My solution for the Instacart Market Basket Analysis competition hosted on Kaggle.

The Task

The dataset is an open-source dataset provided by Instacart (source)

This anonymized dataset contains a sample of over 3 million grocery orders from more than 200,000 Instacart users. For each user, we provide between 4 and 100 of their orders, with the sequence of products purchased in each order. We also provide the week and hour of day the order was placed, and a relative measure of time between orders.

Below is the full data schema (source)

orders (3.4m rows, 206k users):

  • order_id: order identifier
  • user_id: customer identifier
  • eval_set: which evaluation set this order belongs in (see SET described below)
  • order_number: the order sequence number for this user (1 = first, n = nth)
  • order_dow: the day of the week the order was placed on
  • order_hour_of_day: the hour of the day the order was placed on
  • days_since_prior: days since the last order, capped at 30 (with NAs for order_number = 1)

products (50k rows):

  • product_id: product identifier
  • product_name: name of the product
  • aisle_id: foreign key
  • department_id: foreign key

aisles (134 rows):

  • aisle_id: aisle identifier
  • aisle: the name of the aisle

deptartments (21 rows):

  • department_id: department identifier
  • department: the name of the department

order_products__SET (30m+ rows):

  • order_id: foreign key
  • product_id: foreign key
  • add_to_cart_order: order in which each product was added to cart
  • reordered: 1 if this product has been ordered by this user in the past, 0 otherwise

where SET is one of the four following evaluation sets (eval_set in orders):

  • "prior": orders prior to that users most recent order (~3.2m orders)
  • "train": training data supplied to participants (~131k orders)
  • "test": test data reserved for machine learning competitions (~75k orders)

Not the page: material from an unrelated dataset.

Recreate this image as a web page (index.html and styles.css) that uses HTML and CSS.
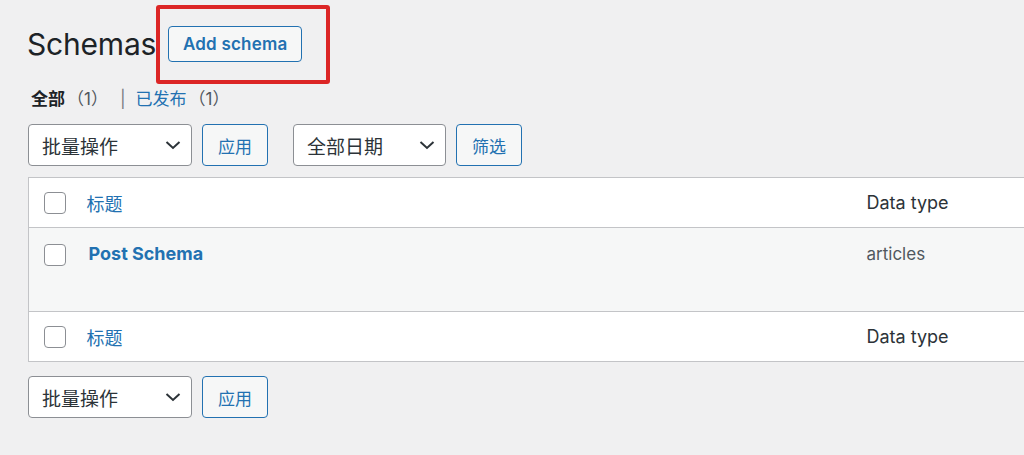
FILE: index.html
```html
<!DOCTYPE html>
<html lang="zh-CN">
<head>
<meta charset="utf-8">
<title>Schemas</title>
<link rel="stylesheet" href="styles.css">
</head>
<body>
<div class="wrap">
  <div class="heading">
    <h1 class="title">Schemas</h1>
    <a class="btn btn-add">Add schema</a>
    <div class="highlight"></div>
  </div>

  <ul class="subsubsub">
    <li class="current">全部<span class="count">（1）</span></li>
    <li class="sep">|</li>
    <li><a class="link">已发布</a><span class="count">（1）</span></li>
  </ul>

  <div class="tablenav">
    <div class="select sel-bulk"><span>批量操作</span><svg class="chev" width="16" height="10" viewBox="0 0 16 10"><path d="M1.5 2 L8 8 L14.5 2" fill="none" stroke="#2c3338" stroke-width="2"/></svg></div>
    <a class="btn">应用</a>
    <div class="select sel-date"><span>全部日期</span><svg class="chev" width="16" height="10" viewBox="0 0 16 10"><path d="M1.5 2 L8 8 L14.5 2" fill="none" stroke="#2c3338" stroke-width="2"/></svg></div>
    <a class="btn">筛选</a>
  </div>

  <table class="list">
    <colgroup><col class="c-cb"><col class="c-title"><col class="c-type"></colgroup>
    <thead>
      <tr><td class="cb"><span class="checkbox"></span></td><th class="col-title"><a class="link">标题</a></th><th class="col-type">Data type</th></tr>
    </thead>
    <tbody>
      <tr class="row"><td class="cb"><span class="checkbox"></span></td><td class="row-title"><a class="link strong">Post Schema</a></td><td class="type">articles</td></tr>
    </tbody>
    <tfoot>
      <tr><td class="cb"><span class="checkbox"></span></td><th class="col-title"><a class="link">标题</a></th><th class="col-type">Data type</th></tr>
    </tfoot>
  </table>

  <div class="tablenav bottom">
    <div class="select sel-bulk"><span>批量操作</span><svg class="chev" width="16" height="10" viewBox="0 0 16 10"><path d="M1.5 2 L8 8 L14.5 2" fill="none" stroke="#2c3338" stroke-width="2"/></svg></div>
    <a class="btn">应用</a>
  </div>
</div>
</body>
</html>
```
FILE: styles.css
```css
html, body {
  margin: 0;
  padding: 0;
  background: #f0f0f1;
  overflow: hidden;
  font-family: Inter, "Noto Sans CJK SC", sans-serif;
  color: #1d2327;
}
.wrap {
  padding: 26px 0 0 28px;
}
.heading {
  position: relative;
  display: flex;
  align-items: center;
  height: 36px;
}
.title {
  margin: 0 12px 0 -1px;
  font-size: 30px;
  font-weight: 400;
  line-height: 36px;
  color: #1d2327;
  letter-spacing: -0.2px;
}
.highlight {
  position: absolute;
  left: 128px;
  top: -21px;
  width: 166px;
  height: 71px;
  border: 4px solid #dc2626;
  border-radius: 3px;
}
.btn {
  box-sizing: border-box;
  display: inline-flex;
  align-items: center;
  justify-content: center;
  height: 42px;
  width: 66px;
  padding: 0;
  border: 1px solid #2271b1;
  border-radius: 4px;
  background: #f6f7f7;
  color: #2271b1;
  font-size: 17px;
}
.btn-add {
  height: 36px;
  width: 134px;
  font-weight: 600;
  font-size: 17px;
  letter-spacing: 0.2px;
}
.subsubsub {
  list-style: none;
  margin: 25px 0 0 3px;
  padding: 0;
  display: flex;
  font-size: 17px;
  line-height: 24px;
  height: 24px;
}
.subsubsub li { display: flex; }
.current { font-weight: 700; color: #1d2327; }
.count { font-weight: 400; color: #50575e; margin-left: 2px; }
.sep { color: #787c82; margin: 0 10px 0 12px; }
.link { color: #2271b1; text-decoration: none; }
.tablenav {
  display: flex;
  align-items: center;
  margin-top: 13px;
  height: 42px;
}
.select {
  box-sizing: border-box;
  display: flex;
  align-items: center;
  justify-content: space-between;
  height: 42px;
  padding: 0 10px 0 13px;
  border: 1px solid #8c8f94;
  border-radius: 4px;
  background: #fff;
  color: #2c3338;
  font-size: 19px;
  margin-right: 10px;
}
.sel-bulk { width: 164px; }
.sel-date { width: 153px; margin-left: 25px; }
.chev { display: block; }
.list {
  margin-top: 11px;
  border-collapse: collapse;
  table-layout: fixed;
  width: 1100px;
  background: #fff;
  border: 1px solid #c3c4c7;
}
.c-cb { width: 58px; }
.c-title { width: 780px; }
.c-type { width: 262px; }
.list td, .list th {
  padding: 0;
  text-align: left;
  font-weight: 400;
  vertical-align: middle;
}
.list thead tr { height: 50px; border-bottom: 1px solid #c3c4c7; }
.list tfoot tr { height: 50px; border-top: 1px solid #c3c4c7; }
.list .cb { padding-left: 15px; }
.checkbox {
  box-sizing: border-box;
  display: block;
  width: 22px;
  height: 22px;
  border: 1px solid #8c8f94;
  border-radius: 4px;
  background: #fff;
}
.col-title { font-size: 18px; }
.col-type { font-size: 18px; color: #2c3338; }
.row { height: 84px; background: #f6f7f7; }
.row td { vertical-align: top; }
.row .cb { padding-top: 16px; }
.row-title { padding-top: 14px !important; padding-left: 2px !important; }
.strong { font-weight: 700; font-size: 18px; line-height: 24px; }
.type { padding-top: 14px !important; font-size: 17px; line-height: 24px; color: #50575e; }
.tablenav.bottom { margin-top: 14px; }
```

The task is to predict which products a user will reorder in their next order. The evaluation metric is the F1-score between the set of predicted products and the set of true products.

The Approach

The task was reformulated as a binary prediction task: Given a user, a product, and the user's prior purchase history, predict whether or not the given product will be reordered in the user's next order. In short, the approach was to fit a variety of generative models to the prior data and use the internal representations from these models as features to second-level models.

First-level models

The first-level models vary in their inputs, architectures, and objectives, resulting in a diverse set of representations.

Second-level models

The second-level models use the internal representations from the first-level models as features.

The final reorder probabilities are a weighted average of the outputs from the second-level models. The final basket is chosen by using these probabilities and choosing the product subset with maximum expected F1-score.